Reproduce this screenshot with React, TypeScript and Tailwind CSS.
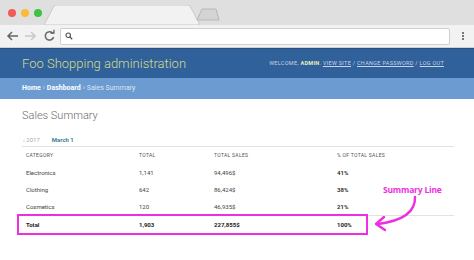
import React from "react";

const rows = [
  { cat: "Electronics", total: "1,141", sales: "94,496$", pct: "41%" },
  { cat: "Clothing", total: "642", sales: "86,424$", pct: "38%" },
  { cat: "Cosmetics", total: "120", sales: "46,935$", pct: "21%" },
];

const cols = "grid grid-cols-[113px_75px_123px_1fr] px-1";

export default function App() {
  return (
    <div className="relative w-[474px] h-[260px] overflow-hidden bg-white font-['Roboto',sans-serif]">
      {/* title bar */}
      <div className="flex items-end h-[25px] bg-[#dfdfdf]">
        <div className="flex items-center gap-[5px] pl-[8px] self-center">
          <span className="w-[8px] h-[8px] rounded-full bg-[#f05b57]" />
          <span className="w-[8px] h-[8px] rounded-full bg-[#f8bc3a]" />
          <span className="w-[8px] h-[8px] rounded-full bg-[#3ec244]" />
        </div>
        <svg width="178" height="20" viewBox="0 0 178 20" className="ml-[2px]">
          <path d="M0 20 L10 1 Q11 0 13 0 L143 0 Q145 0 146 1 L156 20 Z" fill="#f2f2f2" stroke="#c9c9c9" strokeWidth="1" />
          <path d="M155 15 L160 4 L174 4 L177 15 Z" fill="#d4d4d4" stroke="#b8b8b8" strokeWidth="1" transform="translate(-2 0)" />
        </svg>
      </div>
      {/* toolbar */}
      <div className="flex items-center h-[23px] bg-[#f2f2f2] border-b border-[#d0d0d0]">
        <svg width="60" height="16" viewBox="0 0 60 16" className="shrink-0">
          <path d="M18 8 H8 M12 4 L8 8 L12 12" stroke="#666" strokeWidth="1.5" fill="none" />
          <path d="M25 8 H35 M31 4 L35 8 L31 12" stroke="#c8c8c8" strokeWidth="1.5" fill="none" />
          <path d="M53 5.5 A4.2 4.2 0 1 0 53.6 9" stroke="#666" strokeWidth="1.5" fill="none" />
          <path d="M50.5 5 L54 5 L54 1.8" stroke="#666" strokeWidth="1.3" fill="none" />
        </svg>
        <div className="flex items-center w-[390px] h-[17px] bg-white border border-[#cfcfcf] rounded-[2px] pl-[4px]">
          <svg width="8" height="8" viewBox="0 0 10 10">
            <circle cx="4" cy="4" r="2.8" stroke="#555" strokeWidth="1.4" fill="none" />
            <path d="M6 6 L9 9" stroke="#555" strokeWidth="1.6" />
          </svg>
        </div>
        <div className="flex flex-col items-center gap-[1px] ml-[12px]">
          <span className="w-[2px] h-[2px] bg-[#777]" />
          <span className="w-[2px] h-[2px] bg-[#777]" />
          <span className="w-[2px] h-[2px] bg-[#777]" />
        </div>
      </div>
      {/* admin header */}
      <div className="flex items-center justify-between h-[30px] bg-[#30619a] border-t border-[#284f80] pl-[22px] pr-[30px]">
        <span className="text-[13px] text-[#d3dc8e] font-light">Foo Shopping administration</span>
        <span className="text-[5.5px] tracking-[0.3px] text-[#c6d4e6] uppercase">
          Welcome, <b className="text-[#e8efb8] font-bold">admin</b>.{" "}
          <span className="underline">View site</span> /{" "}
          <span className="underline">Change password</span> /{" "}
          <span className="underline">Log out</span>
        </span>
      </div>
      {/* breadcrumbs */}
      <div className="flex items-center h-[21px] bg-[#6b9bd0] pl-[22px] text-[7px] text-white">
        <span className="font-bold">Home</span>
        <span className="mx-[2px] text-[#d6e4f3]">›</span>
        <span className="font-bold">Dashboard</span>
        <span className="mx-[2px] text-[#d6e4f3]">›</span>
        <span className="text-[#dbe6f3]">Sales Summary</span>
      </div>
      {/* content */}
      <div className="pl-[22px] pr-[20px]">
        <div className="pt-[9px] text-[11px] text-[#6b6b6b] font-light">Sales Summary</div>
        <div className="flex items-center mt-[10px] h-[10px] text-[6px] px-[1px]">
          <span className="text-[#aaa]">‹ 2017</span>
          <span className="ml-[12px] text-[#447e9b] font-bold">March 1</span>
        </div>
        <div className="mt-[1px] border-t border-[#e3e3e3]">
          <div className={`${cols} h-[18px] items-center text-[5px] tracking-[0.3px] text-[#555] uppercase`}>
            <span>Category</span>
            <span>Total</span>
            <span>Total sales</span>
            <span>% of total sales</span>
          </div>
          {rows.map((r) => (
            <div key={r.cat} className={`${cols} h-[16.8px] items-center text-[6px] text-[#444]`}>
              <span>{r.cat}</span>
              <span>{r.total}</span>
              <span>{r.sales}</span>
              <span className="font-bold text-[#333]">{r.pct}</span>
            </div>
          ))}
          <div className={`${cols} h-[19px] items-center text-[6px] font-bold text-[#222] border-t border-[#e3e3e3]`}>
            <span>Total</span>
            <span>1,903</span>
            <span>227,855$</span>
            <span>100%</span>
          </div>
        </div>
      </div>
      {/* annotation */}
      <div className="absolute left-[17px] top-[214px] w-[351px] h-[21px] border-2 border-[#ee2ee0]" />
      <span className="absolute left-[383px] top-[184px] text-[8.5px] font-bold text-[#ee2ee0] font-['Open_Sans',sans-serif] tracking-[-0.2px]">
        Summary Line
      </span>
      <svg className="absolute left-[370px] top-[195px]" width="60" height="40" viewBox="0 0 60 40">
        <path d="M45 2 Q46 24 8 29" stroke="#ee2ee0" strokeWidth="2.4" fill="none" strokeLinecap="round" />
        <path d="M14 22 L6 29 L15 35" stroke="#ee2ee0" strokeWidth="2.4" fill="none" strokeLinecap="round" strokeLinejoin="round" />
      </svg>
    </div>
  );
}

····················

» **PROMPT**
Quote the preceding listing precisely and completely, omitting its images.

» **COMPLETE ANSWER**
Reproduce this screenshot with React, TypeScript and Tailwind CSS.
import React from "react";

const rows = [
  { cat: "Electronics", total: "1,141", sales: "94,496$", pct: "41%" },
  { cat: "Clothing", total: "642", sales: "86,424$", pct: "38%" },
  { cat: "Cosmetics", total: "120", sales: "46,935$", pct: "21%" },
];

const cols = "grid grid-cols-[113px_75px_123px_1fr] px-1";

export default function App() {
  return (
    <div className="relative w-[474px] h-[260px] overflow-hidden bg-white font-['Roboto',sans-serif]">
      {/* title bar */}
      <div className="flex items-end h-[25px] bg-[#dfdfdf]">
        <div className="flex items-center gap-[5px] pl-[8px] self-center">
          <span className="w-[8px] h-[8px] rounded-full bg-[#f05b57]" />
          <span className="w-[8px] h-[8px] rounded-full bg-[#f8bc3a]" />
          <span className="w-[8px] h-[8px] rounded-full bg-[#3ec244]" />
        </div>
        <svg width="178" height="20" viewBox="0 0 178 20" className="ml-[2px]">
          <path d="M0 20 L10 1 Q11 0 13 0 L143 0 Q145 0 146 1 L156 20 Z" fill="#f2f2f2" stroke="#c9c9c9" strokeWidth="1" />
          <path d="M155 15 L160 4 L174 4 L177 15 Z" fill="#d4d4d4" stroke="#b8b8b8" strokeWidth="1" transform="translate(-2 0)" />
        </svg>
      </div>
      {/* toolbar */}
      <div className="flex items-center h-[23px] bg-[#f2f2f2] border-b border-[#d0d0d0]">
        <svg width="60" height="16" viewBox="0 0 60 16" className="shrink-0">
          <path d="M18 8 H8 M12 4 L8 8 L12 12" stroke="#666" strokeWidth="1.5" fill="none" />
          <path d="M25 8 H35 M31 4 L35 8 L31 12" stroke="#c8c8c8" strokeWidth="1.5" fill="none" />
          <path d="M53 5.5 A4.2 4.2 0 1 0 53.6 9" stroke="#666" strokeWidth="1.5" fill="none" />
          <path d="M50.5 5 L54 5 L54 1.8" stroke="#666" strokeWidth="1.3" fill="none" />
        </svg>
        <div className="flex items-center w-[390px] h-[17px] bg-white border border-[#cfcfcf] rounded-[2px] pl-[4px]">
          <svg width="8" height="8" viewBox="0 0 10 10">
            <circle cx="4" cy="4" r="2.8" stroke="#555" strokeWidth="1.4" fill="none" />
            <path d="M6 6 L9 9" stroke="#555" strokeWidth="1.6" />
          </svg>
        </div>
        <div className="flex flex-col items-center gap-[1px] ml-[12px]">
          <span className="w-[2px] h-[2px] bg-[#777]" />
          <span className="w-[2px] h-[2px] bg-[#777]" />
          <span className="w-[2px] h-[2px] bg-[#777]" />
        </div>
      </div>
      {/* admin header */}
      <div className="flex items-center justify-between h-[30px] bg-[#30619a] border-t border-[#284f80] pl-[22px] pr-[30px]">
        <span className="text-[13px] text-[#d3dc8e] font-light">Foo Shopping administration</span>
        <span className="text-[5.5px] tracking-[0.3px] text-[#c6d4e6] uppercase">
          Welcome, <b className="text-[#e8efb8] font-bold">admin</b>.{" "}
          <span className="underline">View site</span> /{" "}
          <span className="underline">Change password</span> /{" "}
          <span className="underline">Log out</span>
        </span>
      </div>
      {/* breadcrumbs */}
      <div className="flex items-center h-[21px] bg-[#6b9bd0] pl-[22px] text-[7px] text-white">
        <span className="font-bold">Home</span>
        <span className="mx-[2px] text-[#d6e4f3]">›</span>
        <span className="font-bold">Dashboard</span>
        <span className="mx-[2px] text-[#d6e4f3]">›</span>
        <span className="text-[#dbe6f3]">Sales Summary</span>
      </div>
      {/* content */}
      <div className="pl-[22px] pr-[20px]">
        <div className="pt-[9px] text-[11px] text-[#6b6b6b] font-light">Sales Summary</div>
        <div className="flex items-center mt-[10px] h-[10px] text-[6px] px-[1px]">
          <span className="text-[#aaa]">‹ 2017</span>
          <span className="ml-[12px] text-[#447e9b] font-bold">March 1</span>
        </div>
        <div className="mt-[1px] border-t border-[#e3e3e3]">
          <div className={`${cols} h-[18px] items-center text-[5px] tracking-[0.3px] text-[#555] uppercase`}>
            <span>Category</span>
            <span>Total</span>
            <span>Total sales</span>
            <span>% of total sales</span>
          </div>
          {rows.map((r) => (
            <div key={r.cat} className={`${cols} h-[16.8px] items-center text-[6px] text-[#444]`}>
              <span>{r.cat}</span>
              <span>{r.total}</span>
              <span>{r.sales}</span>
              <span className="font-bold text-[#333]">{r.pct}</span>
            </div>
          ))}
          <div className={`${cols} h-[19px] items-center text-[6px] font-bold text-[#222] border-t border-[#e3e3e3]`}>
            <span>Total</span>
            <span>1,903</span>
            <span>227,855$</span>
            <span>100%</span>
          </div>
        </div>
      </div>
      {/* annotation */}
      <div className="absolute left-[17px] top-[214px] w-[351px] h-[21px] border-2 border-[#ee2ee0]" />
      <span className="absolute left-[383px] top-[184px] text-[8.5px] font-bold text-[#ee2ee0] font-['Open_Sans',sans-serif] tracking-[-0.2px]">
        Summary Line
      </span>
      <svg className="absolute left-[370px] top-[195px]" width="60" height="40" viewBox="0 0 60 40">
        <path d="M45 2 Q46 24 8 29" stroke="#ee2ee0" strokeWidth="2.4" fill="none" strokeLinecap="round" />
        <path d="M14 22 L6 29 L15 35" stroke="#ee2ee0" strokeWidth="2.4" fill="none" strokeLinecap="round" strokeLinejoin="round" />
      </svg>
    </div>
  );
}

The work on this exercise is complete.